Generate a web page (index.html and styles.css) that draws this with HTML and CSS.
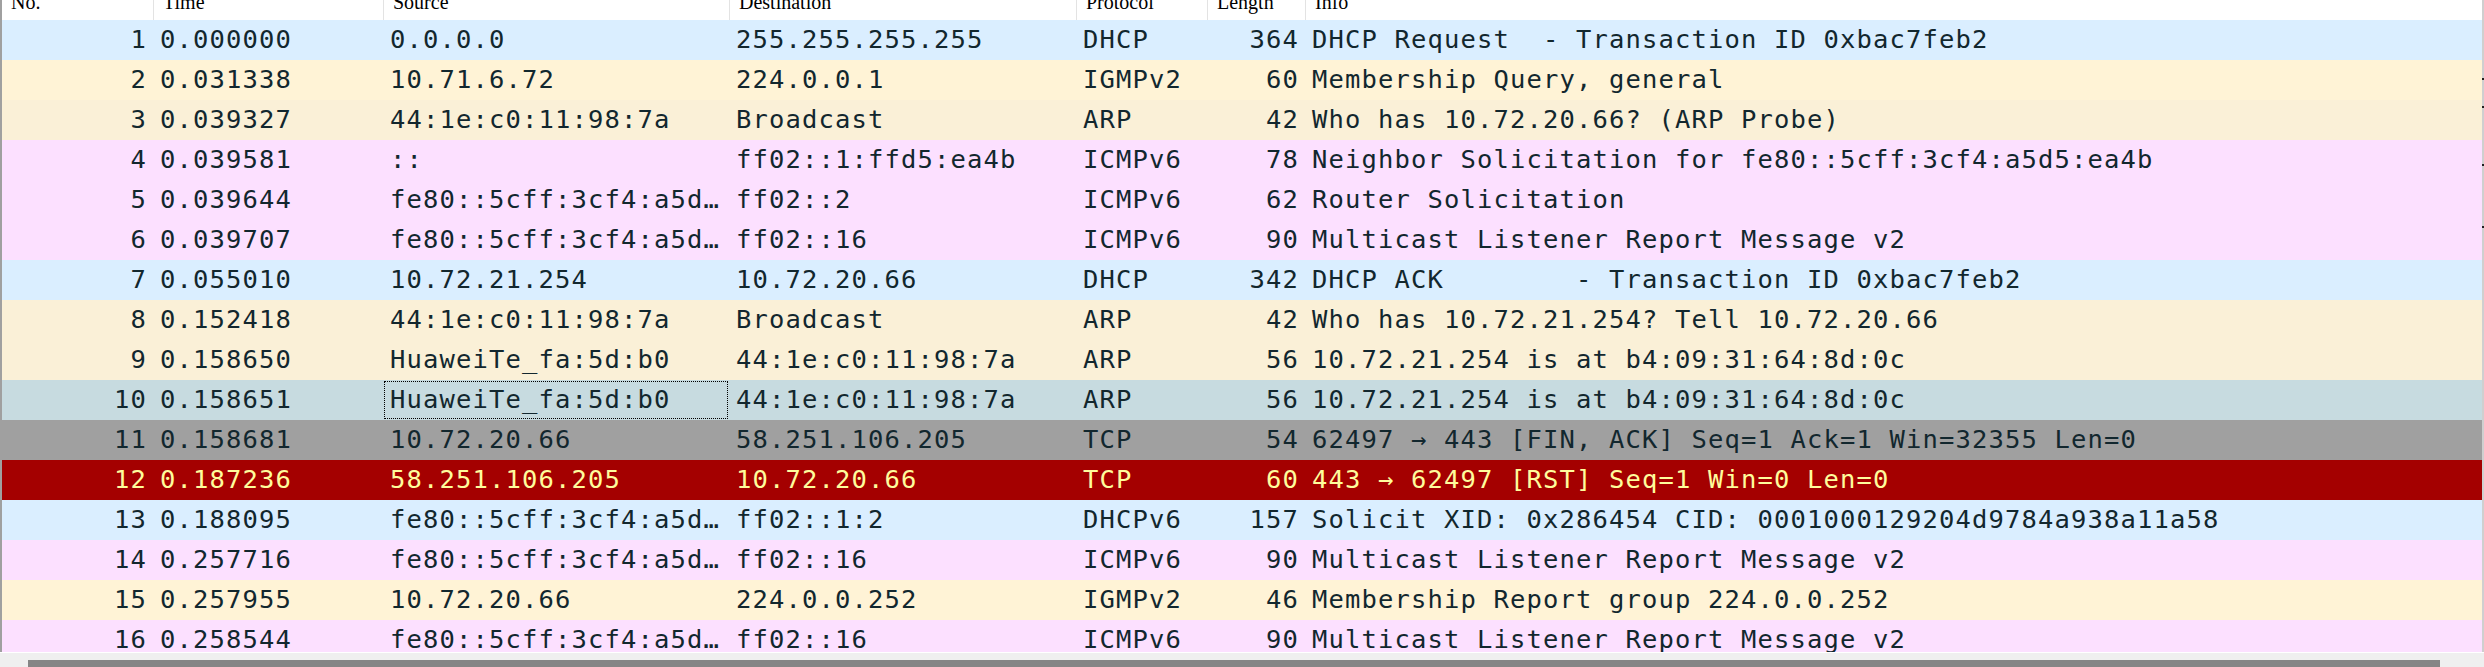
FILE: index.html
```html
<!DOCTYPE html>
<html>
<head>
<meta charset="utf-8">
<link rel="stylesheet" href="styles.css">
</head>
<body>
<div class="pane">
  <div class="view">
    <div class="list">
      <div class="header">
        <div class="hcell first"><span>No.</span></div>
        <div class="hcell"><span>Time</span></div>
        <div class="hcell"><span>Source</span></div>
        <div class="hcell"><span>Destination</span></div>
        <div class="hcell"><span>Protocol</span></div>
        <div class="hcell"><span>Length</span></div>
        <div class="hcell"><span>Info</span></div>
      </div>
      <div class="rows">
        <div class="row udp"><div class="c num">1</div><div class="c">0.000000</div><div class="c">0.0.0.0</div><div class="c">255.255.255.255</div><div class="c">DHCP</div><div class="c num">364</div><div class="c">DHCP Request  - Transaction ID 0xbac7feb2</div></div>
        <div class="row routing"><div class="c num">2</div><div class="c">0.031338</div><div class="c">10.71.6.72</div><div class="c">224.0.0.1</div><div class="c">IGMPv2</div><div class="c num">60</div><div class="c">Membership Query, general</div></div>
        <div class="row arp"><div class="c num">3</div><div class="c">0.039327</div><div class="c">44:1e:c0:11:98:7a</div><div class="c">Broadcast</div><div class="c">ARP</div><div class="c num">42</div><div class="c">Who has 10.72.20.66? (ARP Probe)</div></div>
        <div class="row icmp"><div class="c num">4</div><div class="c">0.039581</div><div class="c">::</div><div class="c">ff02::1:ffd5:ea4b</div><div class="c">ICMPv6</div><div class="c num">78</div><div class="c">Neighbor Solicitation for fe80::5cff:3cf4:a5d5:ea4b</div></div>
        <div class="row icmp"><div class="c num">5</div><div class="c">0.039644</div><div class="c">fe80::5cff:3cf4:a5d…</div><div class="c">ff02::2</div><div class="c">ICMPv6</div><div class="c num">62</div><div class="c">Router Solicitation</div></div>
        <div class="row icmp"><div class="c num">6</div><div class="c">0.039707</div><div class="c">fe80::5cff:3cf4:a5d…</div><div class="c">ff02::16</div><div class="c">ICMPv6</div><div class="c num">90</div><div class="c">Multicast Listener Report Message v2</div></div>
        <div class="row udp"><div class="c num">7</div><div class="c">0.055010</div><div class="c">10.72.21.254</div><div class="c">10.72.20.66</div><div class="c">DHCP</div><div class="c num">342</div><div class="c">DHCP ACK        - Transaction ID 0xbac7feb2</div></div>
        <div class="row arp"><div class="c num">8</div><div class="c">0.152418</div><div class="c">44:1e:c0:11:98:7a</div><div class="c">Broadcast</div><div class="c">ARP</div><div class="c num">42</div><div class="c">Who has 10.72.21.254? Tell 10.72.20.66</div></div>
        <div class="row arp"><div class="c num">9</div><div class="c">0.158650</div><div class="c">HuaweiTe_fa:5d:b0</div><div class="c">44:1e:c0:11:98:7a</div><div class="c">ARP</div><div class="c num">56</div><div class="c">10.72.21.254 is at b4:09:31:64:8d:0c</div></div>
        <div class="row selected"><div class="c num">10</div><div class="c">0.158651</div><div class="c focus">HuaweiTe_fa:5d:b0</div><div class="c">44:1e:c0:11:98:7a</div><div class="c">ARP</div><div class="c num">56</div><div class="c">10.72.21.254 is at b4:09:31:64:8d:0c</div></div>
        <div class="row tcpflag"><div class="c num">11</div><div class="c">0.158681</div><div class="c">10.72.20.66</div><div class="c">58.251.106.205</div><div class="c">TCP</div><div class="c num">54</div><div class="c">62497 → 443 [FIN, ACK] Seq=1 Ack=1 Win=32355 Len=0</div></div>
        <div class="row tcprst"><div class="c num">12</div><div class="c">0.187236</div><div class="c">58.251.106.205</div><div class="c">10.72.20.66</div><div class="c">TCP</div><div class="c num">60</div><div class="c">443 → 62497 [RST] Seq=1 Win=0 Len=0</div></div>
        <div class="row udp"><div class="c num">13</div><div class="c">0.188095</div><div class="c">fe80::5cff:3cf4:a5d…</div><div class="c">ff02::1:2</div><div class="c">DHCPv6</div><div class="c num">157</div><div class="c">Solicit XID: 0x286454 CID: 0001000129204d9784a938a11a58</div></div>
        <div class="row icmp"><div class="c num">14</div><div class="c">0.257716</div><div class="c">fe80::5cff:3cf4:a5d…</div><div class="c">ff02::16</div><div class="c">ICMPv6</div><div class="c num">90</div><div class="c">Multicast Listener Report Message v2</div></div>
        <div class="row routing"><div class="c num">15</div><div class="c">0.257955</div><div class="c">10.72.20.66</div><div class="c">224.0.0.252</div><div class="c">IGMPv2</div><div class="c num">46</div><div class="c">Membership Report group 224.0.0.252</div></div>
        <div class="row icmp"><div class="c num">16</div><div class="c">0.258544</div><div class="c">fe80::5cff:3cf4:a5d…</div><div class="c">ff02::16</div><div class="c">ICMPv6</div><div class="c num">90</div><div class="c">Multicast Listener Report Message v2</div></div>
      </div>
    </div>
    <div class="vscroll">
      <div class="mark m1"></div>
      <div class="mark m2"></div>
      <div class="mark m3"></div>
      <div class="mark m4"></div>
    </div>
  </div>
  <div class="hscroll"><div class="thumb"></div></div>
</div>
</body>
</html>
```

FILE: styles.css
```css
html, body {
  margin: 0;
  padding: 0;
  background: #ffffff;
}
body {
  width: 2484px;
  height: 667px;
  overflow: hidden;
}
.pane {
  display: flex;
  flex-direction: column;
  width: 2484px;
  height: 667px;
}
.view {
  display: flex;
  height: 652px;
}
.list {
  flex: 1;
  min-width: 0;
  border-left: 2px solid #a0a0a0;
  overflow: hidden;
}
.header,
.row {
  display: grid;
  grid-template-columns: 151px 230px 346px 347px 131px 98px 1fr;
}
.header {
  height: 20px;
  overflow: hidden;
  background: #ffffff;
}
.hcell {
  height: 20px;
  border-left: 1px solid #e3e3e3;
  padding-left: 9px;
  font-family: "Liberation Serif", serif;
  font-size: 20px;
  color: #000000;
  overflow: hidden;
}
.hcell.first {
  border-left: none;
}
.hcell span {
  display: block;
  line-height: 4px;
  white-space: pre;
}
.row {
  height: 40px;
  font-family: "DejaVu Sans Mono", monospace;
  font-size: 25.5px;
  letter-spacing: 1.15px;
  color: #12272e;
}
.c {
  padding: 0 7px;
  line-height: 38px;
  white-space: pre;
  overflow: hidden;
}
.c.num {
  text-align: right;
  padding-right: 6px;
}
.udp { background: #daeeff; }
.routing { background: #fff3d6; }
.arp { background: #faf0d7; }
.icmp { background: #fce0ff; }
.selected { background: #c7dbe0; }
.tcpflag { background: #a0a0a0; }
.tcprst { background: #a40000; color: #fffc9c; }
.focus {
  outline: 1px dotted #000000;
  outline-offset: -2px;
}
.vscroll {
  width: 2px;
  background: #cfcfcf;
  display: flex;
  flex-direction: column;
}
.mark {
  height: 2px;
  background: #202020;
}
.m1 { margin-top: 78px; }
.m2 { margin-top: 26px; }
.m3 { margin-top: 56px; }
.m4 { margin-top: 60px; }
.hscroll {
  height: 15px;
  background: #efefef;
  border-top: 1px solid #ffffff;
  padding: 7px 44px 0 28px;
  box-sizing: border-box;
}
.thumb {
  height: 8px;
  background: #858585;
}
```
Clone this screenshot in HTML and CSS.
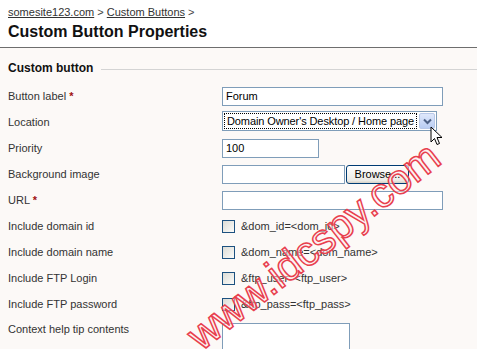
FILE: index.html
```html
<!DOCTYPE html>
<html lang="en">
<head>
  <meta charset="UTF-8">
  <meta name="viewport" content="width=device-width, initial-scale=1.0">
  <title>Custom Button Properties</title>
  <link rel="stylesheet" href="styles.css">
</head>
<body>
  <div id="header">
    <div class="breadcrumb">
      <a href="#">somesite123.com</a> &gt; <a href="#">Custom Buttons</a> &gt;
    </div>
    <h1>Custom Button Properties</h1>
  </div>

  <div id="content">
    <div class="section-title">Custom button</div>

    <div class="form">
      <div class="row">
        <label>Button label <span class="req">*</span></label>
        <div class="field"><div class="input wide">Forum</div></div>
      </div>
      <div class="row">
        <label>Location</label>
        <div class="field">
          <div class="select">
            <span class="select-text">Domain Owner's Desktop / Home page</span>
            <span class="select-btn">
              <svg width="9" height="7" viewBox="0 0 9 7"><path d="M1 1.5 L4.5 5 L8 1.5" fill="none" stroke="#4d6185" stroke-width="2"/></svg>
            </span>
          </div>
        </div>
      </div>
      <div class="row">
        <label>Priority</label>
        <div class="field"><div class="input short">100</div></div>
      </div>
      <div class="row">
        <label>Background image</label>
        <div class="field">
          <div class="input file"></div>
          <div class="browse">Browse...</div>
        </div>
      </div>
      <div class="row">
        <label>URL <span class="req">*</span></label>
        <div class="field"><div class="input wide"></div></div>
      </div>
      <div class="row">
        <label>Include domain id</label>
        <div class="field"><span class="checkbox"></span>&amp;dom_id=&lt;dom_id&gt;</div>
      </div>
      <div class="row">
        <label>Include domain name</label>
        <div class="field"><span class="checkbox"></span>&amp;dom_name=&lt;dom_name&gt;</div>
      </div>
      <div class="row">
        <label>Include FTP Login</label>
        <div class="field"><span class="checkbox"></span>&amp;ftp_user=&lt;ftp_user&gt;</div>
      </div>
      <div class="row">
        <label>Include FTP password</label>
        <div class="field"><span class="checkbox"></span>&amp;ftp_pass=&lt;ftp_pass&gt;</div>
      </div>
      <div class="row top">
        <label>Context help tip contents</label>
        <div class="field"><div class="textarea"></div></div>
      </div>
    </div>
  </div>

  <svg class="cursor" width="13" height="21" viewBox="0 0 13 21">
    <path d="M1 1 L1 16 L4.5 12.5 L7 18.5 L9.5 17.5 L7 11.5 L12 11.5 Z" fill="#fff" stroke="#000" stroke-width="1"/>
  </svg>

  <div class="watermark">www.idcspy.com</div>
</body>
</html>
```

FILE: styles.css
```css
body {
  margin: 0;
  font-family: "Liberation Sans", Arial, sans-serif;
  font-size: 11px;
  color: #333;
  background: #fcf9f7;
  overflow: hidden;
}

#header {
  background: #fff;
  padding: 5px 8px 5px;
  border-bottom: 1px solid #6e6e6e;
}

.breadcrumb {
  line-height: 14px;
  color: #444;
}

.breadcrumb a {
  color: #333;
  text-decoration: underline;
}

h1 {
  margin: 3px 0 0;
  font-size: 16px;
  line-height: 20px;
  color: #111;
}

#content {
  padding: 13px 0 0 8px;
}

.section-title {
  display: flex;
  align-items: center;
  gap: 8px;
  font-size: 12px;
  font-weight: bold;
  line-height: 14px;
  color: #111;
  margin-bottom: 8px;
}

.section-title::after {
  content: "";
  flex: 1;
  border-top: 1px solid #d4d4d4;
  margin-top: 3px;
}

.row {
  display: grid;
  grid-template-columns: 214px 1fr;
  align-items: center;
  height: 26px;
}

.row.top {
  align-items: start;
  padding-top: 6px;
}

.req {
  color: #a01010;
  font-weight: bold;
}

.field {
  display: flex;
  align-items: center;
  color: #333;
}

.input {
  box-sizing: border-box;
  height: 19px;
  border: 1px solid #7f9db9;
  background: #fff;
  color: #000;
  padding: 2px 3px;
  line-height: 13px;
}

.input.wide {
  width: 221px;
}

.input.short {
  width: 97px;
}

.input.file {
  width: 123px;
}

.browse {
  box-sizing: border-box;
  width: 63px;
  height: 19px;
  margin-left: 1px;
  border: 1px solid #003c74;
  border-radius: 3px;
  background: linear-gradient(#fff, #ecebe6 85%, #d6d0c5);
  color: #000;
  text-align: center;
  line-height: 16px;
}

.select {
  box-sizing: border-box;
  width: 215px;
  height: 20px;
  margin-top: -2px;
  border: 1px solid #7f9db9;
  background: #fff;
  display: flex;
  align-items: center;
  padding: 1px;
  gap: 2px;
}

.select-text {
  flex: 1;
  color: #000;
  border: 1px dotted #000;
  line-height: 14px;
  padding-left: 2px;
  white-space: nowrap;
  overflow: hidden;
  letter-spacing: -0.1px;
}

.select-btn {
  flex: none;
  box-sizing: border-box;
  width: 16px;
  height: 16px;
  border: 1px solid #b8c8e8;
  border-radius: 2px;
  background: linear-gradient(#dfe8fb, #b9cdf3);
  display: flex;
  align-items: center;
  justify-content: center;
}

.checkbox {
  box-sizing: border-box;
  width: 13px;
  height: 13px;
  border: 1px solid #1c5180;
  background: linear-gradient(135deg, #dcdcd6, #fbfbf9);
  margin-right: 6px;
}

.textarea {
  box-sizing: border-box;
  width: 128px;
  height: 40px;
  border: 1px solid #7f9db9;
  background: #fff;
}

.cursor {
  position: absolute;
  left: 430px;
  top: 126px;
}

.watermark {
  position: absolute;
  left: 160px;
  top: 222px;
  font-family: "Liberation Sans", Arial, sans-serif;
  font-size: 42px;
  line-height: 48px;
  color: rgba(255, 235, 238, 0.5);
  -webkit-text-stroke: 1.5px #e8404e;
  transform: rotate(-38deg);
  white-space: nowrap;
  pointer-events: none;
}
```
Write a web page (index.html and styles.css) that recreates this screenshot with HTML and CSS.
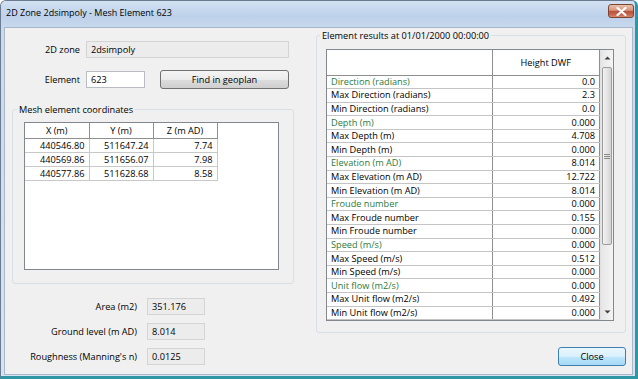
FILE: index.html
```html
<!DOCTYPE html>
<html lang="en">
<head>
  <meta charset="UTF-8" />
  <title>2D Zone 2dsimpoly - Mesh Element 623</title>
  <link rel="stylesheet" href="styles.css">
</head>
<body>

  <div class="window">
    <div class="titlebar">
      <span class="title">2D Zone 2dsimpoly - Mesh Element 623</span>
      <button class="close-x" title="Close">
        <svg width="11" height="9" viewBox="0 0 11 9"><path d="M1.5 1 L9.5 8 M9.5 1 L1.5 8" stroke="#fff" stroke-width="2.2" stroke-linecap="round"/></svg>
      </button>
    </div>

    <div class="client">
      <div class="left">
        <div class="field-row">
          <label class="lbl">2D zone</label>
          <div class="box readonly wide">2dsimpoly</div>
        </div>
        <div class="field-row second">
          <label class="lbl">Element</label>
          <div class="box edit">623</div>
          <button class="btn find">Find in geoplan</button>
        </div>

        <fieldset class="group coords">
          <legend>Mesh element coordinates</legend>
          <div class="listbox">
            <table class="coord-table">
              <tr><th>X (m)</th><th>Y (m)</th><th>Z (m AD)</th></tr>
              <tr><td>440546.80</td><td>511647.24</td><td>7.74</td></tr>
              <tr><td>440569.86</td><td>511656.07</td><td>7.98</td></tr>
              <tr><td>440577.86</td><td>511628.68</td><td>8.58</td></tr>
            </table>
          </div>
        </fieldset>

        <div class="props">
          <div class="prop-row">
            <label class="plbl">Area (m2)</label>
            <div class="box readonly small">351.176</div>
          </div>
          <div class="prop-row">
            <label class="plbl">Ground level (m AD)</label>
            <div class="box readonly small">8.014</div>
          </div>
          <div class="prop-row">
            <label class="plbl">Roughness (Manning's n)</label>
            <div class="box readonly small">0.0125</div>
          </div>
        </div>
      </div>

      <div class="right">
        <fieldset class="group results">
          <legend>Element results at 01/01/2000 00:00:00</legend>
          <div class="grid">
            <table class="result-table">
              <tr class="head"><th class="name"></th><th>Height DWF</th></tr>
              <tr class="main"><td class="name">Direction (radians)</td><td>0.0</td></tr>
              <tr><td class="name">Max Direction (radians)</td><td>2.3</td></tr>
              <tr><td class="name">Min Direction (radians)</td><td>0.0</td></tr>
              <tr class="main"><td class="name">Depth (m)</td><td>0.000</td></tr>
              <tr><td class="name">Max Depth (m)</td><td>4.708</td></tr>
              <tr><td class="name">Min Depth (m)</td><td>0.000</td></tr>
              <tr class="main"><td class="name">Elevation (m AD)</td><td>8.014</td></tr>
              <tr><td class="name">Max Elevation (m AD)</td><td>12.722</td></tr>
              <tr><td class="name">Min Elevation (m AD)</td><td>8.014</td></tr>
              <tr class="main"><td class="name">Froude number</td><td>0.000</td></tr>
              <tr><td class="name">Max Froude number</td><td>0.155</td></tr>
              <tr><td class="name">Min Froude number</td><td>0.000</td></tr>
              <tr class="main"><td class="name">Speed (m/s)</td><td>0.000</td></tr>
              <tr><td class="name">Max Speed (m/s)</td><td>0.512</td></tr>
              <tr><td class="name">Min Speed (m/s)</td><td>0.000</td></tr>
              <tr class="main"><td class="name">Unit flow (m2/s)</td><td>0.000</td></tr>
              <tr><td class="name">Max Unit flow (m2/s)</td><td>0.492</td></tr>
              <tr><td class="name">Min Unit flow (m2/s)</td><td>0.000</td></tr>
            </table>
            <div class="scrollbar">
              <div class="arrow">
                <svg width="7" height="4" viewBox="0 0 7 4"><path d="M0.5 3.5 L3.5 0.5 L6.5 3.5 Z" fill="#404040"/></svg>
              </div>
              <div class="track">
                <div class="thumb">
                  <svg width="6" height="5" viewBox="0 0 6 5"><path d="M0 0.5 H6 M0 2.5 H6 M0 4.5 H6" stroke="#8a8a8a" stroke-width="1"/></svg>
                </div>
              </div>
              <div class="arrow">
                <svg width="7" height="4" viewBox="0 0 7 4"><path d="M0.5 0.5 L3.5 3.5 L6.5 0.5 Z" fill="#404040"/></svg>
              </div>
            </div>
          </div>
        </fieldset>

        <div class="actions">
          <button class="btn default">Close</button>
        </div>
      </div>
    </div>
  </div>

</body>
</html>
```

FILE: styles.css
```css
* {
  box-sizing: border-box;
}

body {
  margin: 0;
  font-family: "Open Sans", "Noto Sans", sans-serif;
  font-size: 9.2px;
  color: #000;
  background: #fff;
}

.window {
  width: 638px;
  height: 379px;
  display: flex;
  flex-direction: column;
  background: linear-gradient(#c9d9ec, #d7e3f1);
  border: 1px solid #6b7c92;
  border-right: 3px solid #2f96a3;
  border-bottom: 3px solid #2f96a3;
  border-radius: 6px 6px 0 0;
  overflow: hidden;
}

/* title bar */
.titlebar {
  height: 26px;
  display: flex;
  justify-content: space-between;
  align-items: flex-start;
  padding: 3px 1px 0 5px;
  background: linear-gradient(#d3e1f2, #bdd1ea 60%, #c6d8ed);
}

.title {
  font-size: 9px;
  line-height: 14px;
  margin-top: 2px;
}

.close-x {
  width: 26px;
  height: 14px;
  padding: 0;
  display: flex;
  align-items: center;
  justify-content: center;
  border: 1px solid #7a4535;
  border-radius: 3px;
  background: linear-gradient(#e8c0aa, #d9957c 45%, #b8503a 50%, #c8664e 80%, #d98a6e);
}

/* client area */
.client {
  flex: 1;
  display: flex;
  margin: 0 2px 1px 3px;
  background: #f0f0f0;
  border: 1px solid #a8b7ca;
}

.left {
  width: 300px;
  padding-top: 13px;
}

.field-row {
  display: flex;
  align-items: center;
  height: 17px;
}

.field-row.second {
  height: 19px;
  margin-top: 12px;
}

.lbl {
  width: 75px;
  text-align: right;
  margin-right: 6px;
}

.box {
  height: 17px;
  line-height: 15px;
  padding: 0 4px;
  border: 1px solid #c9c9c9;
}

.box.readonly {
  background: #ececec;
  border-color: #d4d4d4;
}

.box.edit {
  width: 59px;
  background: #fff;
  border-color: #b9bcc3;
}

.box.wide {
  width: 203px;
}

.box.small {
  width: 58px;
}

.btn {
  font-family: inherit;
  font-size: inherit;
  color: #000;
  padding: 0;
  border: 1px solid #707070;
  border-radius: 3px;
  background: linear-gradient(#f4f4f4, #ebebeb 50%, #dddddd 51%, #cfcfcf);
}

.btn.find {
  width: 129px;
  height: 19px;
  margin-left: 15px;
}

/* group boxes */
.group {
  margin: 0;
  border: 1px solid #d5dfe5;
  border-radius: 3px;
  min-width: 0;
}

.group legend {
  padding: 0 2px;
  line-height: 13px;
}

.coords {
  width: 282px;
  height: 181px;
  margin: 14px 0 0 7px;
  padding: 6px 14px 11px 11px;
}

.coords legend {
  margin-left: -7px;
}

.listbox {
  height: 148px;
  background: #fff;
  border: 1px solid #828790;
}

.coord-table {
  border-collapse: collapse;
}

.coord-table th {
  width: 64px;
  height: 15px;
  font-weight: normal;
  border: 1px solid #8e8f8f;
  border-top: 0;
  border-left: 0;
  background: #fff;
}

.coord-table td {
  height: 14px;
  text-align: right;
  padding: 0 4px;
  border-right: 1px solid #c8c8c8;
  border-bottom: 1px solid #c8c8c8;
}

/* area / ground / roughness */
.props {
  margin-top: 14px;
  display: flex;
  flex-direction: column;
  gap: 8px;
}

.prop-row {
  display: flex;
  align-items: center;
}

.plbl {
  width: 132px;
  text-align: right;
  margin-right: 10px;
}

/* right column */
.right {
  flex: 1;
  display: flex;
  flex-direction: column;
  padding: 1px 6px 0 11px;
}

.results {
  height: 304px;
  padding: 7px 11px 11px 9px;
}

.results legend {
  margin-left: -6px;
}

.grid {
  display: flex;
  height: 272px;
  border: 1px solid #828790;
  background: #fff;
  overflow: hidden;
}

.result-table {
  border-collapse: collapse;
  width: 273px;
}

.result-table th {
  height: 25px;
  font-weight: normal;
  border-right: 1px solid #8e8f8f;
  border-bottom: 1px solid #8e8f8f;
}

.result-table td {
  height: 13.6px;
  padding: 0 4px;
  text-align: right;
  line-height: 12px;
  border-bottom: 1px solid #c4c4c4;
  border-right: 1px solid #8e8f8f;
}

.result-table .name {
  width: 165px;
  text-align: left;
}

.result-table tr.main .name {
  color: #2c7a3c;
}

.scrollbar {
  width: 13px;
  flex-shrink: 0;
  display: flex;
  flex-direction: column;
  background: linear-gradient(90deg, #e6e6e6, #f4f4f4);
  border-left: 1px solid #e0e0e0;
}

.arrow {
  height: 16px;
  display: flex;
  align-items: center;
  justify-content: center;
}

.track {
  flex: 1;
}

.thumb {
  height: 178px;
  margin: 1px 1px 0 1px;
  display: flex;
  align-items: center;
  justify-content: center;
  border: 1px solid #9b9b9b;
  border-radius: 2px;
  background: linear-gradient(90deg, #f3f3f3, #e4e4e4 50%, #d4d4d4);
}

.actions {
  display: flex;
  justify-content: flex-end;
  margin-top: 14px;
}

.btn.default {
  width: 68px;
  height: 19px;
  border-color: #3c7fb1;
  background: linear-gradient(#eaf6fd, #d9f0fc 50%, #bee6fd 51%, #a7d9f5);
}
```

● **TASK GOAL**
Pick each line holding the word "with" out of the data and copy it.

● **RESPONSE TO THIS TASK**
Generate a web page (index.html and styles.css) that draws this with HTML and CSS.
Write a web page (index.html and styles.css) that recreates this screenshot with HTML and CSS.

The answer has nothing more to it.